--- BEGIN SUPPLIED DATA ---

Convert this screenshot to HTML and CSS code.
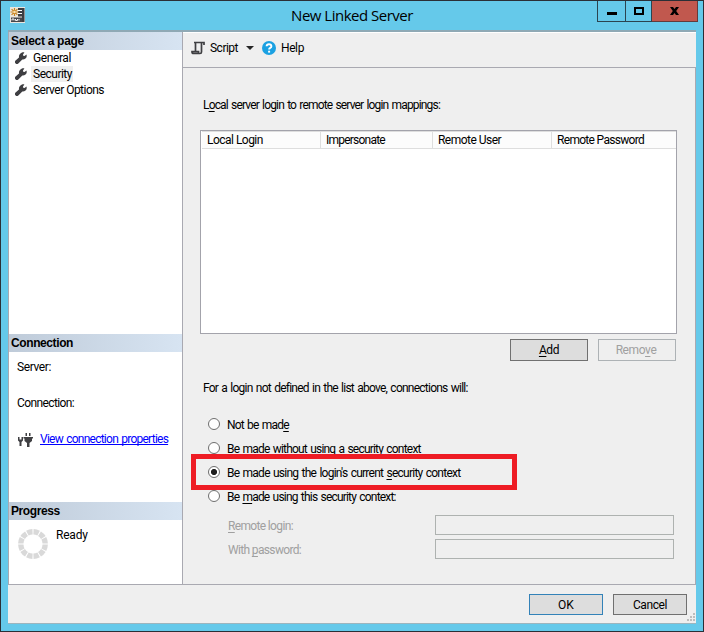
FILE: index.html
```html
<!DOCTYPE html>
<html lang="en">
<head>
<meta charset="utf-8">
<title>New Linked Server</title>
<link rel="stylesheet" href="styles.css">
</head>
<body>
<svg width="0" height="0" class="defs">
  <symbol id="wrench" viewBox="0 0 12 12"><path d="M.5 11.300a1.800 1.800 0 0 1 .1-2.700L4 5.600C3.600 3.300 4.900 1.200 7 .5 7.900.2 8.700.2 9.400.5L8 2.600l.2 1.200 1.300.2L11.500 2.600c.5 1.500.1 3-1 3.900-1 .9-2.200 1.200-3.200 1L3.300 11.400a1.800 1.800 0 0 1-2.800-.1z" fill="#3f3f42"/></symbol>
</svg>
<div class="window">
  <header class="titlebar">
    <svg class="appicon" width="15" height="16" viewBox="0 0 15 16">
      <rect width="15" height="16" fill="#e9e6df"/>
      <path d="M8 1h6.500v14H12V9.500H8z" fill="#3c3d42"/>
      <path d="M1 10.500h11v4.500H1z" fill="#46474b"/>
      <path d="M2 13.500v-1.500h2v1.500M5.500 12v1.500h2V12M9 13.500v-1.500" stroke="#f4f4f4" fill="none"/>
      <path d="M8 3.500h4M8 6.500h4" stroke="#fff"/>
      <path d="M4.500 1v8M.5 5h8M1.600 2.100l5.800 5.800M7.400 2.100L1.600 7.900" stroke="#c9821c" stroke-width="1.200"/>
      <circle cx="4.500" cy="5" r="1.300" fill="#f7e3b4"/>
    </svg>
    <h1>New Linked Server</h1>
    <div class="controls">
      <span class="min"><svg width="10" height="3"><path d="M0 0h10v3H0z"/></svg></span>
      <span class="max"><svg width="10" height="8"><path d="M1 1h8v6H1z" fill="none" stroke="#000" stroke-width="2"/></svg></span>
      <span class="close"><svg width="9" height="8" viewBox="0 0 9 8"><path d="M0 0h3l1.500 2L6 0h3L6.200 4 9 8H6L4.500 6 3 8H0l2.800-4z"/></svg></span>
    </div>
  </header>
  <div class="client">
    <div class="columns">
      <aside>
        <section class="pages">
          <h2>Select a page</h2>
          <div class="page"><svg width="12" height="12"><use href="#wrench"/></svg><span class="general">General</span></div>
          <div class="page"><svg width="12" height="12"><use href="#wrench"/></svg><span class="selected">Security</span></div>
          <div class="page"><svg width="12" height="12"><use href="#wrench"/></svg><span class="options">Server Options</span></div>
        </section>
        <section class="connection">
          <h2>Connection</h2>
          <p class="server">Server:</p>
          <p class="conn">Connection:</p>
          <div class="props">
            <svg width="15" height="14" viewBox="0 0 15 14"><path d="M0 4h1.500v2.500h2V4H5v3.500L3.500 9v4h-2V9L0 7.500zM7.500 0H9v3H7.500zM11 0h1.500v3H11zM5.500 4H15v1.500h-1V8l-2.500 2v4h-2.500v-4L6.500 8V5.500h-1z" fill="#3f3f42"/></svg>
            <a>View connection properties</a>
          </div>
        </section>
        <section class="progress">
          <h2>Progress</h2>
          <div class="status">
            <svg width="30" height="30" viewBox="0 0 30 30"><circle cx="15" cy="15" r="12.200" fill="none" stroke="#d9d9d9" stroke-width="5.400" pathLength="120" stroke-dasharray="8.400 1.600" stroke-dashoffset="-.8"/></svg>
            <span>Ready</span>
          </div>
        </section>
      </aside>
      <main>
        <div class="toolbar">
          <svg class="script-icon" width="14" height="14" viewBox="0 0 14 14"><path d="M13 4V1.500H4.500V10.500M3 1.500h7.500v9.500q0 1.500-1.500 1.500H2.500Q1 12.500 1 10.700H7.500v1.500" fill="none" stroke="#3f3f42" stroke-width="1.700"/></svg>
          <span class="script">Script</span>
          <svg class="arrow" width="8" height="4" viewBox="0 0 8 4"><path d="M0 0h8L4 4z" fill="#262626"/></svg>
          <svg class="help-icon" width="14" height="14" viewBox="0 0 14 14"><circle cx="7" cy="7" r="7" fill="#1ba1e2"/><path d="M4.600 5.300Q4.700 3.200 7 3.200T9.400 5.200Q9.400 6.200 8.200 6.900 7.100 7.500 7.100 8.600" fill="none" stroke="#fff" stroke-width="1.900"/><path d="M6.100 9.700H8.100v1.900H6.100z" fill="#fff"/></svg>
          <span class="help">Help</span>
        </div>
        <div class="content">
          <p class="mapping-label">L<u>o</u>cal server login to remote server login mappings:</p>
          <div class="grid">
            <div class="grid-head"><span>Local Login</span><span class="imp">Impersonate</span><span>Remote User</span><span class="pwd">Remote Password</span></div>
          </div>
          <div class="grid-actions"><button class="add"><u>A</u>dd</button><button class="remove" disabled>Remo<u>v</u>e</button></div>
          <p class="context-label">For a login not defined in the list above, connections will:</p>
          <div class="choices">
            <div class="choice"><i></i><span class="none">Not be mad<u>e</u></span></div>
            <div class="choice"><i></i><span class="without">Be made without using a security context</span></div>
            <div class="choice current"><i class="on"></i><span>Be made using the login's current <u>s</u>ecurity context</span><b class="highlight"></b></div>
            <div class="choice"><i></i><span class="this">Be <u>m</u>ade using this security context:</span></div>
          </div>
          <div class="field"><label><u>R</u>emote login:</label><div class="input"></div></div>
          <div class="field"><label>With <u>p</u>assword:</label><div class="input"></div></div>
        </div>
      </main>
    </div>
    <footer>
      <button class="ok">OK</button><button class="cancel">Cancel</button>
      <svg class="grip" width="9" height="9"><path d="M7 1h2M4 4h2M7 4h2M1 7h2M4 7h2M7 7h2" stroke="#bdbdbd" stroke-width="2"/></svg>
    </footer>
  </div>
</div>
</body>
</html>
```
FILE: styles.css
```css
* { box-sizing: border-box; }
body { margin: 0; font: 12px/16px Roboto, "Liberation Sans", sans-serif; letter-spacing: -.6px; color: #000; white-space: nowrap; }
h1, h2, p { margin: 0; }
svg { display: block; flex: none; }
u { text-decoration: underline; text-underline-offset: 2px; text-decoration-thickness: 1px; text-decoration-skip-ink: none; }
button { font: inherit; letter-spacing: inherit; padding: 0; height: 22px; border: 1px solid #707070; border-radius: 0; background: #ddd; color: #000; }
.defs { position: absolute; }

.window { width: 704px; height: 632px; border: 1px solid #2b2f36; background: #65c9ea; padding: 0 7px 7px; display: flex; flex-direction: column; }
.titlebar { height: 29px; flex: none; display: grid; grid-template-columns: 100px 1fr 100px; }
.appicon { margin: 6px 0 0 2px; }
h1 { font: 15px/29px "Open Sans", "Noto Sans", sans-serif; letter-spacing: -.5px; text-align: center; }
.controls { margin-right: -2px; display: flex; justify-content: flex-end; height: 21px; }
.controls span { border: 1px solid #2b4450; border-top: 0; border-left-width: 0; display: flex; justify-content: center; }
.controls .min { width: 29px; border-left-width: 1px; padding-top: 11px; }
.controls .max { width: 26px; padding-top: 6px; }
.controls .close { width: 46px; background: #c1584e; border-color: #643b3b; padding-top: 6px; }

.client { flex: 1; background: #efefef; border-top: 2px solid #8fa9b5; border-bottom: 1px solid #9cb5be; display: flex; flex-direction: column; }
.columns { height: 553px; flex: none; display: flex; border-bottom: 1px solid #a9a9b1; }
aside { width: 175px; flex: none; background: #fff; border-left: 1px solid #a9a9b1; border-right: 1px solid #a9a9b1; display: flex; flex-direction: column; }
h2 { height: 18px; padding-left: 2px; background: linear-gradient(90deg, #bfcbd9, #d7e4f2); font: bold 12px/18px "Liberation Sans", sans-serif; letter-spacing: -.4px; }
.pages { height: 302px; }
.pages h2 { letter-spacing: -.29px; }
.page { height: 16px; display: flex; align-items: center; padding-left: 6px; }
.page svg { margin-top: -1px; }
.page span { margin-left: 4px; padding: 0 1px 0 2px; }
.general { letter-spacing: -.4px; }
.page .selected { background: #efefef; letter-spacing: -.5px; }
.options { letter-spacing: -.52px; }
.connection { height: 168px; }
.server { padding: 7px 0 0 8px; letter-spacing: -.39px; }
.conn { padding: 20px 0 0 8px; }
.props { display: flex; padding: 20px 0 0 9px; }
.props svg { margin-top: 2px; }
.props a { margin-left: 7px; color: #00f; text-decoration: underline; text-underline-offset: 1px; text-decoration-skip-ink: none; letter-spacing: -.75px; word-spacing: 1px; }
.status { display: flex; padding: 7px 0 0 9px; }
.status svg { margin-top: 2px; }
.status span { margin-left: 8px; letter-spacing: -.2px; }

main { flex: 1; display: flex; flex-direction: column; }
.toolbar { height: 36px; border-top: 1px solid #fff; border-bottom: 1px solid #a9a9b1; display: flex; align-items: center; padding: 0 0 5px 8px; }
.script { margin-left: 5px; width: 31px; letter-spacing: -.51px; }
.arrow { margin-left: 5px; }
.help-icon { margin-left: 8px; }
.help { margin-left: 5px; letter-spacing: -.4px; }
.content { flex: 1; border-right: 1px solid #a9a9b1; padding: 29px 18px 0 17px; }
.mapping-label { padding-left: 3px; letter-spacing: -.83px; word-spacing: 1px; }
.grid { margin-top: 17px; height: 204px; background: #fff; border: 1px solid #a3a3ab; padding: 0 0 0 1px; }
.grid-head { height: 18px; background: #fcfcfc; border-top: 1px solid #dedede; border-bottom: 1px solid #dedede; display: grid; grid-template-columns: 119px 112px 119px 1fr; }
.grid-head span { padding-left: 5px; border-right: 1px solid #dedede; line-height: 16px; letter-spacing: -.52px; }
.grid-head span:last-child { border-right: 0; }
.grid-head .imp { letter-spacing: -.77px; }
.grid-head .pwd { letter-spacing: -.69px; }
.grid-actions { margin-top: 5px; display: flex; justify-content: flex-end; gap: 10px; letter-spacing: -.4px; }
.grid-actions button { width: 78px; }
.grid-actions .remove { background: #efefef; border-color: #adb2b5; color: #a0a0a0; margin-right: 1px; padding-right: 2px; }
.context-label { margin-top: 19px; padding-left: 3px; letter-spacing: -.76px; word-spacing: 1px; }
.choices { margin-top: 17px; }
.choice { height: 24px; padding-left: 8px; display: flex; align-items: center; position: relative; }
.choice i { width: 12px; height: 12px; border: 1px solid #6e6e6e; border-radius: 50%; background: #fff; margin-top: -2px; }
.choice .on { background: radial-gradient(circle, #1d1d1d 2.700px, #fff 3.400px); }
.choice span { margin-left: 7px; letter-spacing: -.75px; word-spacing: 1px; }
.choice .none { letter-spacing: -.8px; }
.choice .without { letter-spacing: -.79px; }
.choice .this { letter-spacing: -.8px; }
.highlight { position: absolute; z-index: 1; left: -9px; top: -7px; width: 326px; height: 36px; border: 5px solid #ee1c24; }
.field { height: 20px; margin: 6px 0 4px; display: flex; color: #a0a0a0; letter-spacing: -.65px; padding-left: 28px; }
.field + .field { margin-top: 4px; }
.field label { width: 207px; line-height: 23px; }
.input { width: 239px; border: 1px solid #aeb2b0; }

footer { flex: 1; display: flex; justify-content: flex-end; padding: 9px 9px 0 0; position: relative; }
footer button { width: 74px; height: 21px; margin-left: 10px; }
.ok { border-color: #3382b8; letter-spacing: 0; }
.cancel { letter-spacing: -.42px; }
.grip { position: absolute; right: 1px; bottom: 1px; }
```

--- END SUPPLIED DATA ---

— WHAT TO DO —
Lines that hold the word "this" are the ones to return, every one of them.

— COMPLETE OUTPUT —
Convert this screenshot to HTML and CSS code.
            <div class="choice"><i></i><span class="this">Be <u>m</u>ade using this security context:</span></div>
.choice .this { letter-spacing: -.8px; }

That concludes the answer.